The crush of selling Monday came exactly one week after the Dow lost 778 points, its biggest closing loss in terms of points. On that day, the House voted down an earlier bailout package that had appeared to be a safe bet to pass.
The swings in the Dow on Monday also marked the beginning of a fourth week of tumult in the markets. Triple-digit Dow swings have been commonplace since mid-September, when investment house Lehman Brothers went bankrupt and the government stepped in to bail out insurer American International Group.
But even with the bailout package in place — a plan under which the government will buy bad mortgage-related assets off the books of banks — investors remain worried banks are too fearful to lend and are cutting off air to the economy.

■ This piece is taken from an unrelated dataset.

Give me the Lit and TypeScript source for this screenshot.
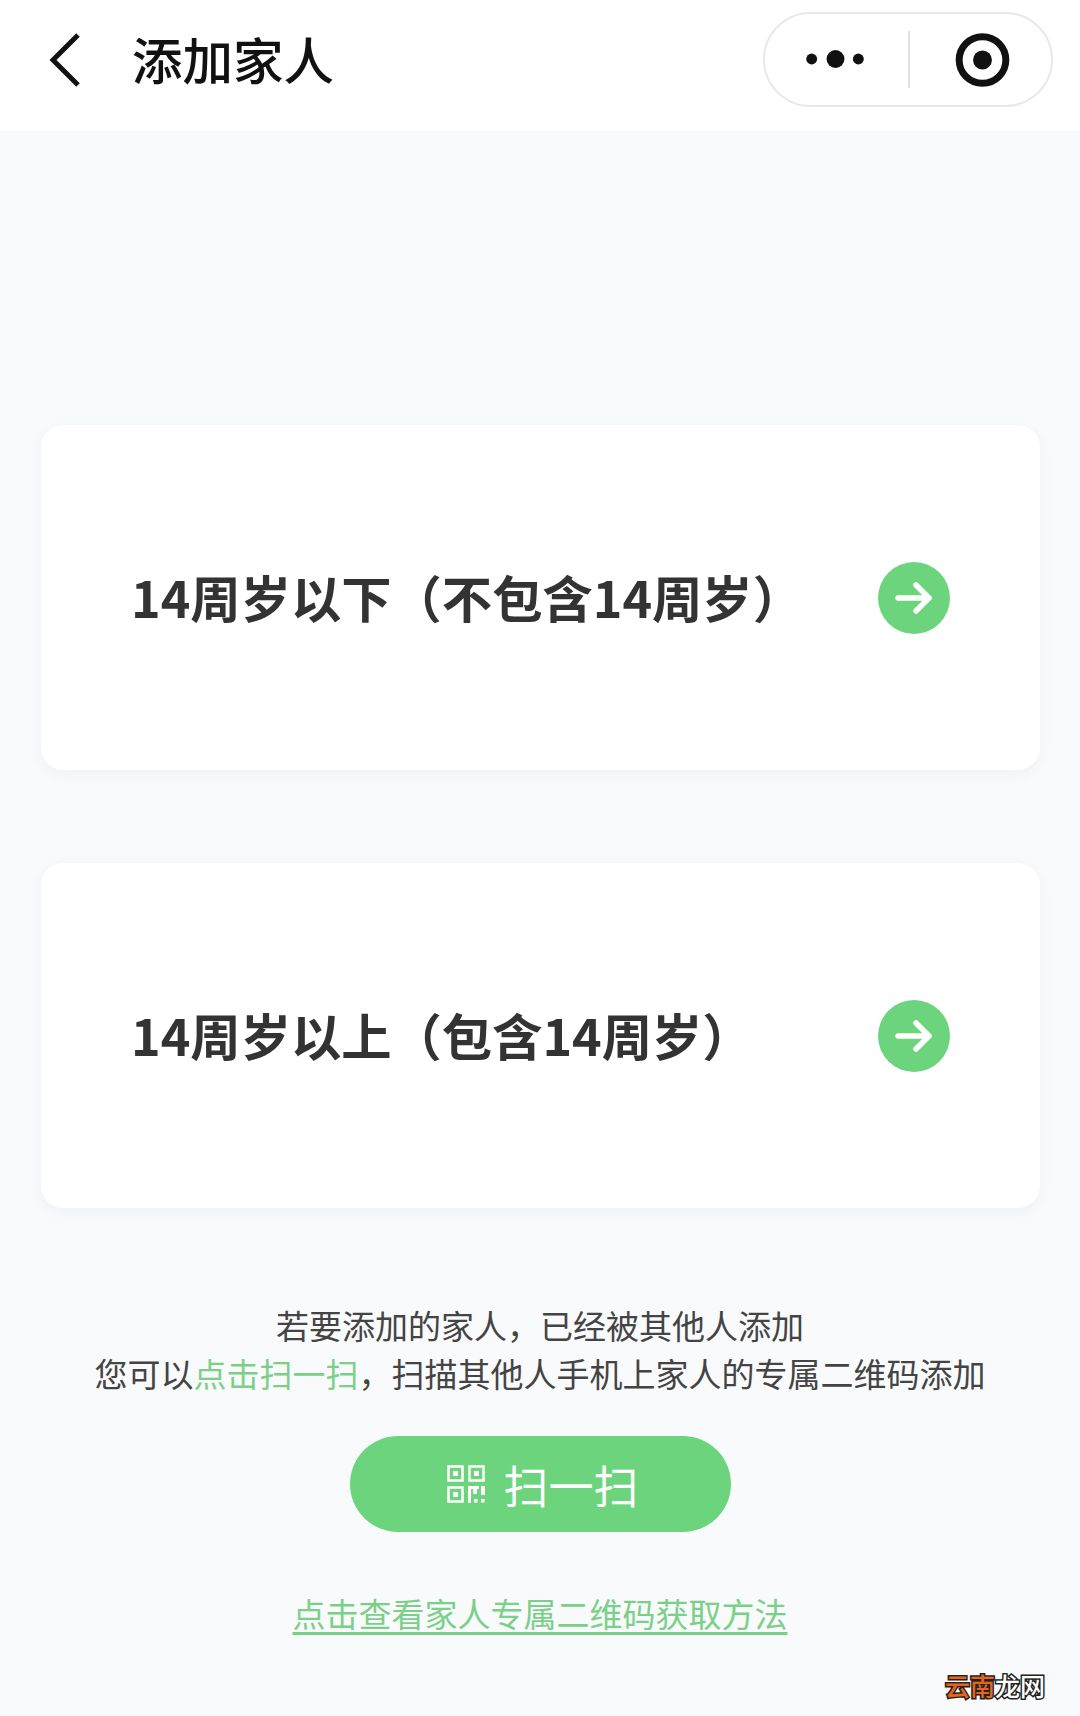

Over the weekend, governments across Europe rushed to prop up failing banks, while the governments of Germany, Ireland and Greece also said they would guarantee bank deposits.
U.S. investors appeared worried the bailout would not be enough to jump-start the economy. Even other steps, including a Federal Reserve decision to expand a loan program to squeezed banks, didn’t help much.
The sharp one-day tumbles over the last two Mondays don’t come close to the drops that became black marks on the timeline of Wall Street history.
Black Monday, in October 1987, and stock drops that preceded the Great Depression were more than 20 percent. Monday’s drop, by comparisons, was less than 8 percent at its worst.
The market “is displaying one of its worst traits with a herd mentality, and investors have an appetite for feeding on fear,” said Anthony Sabino, a professor of law and business at St. John’s University.
But he cautioned it was still not a nightmare scenario.
“Most certainly, this is not the Great Depression of the 1930s, but [is like] the savings and loan crisis of the 1980s — and we bailed them out,” he said. “Once people catch their breath, they’ll see this is the proper analogy and this will breathe life back into banking institutions.”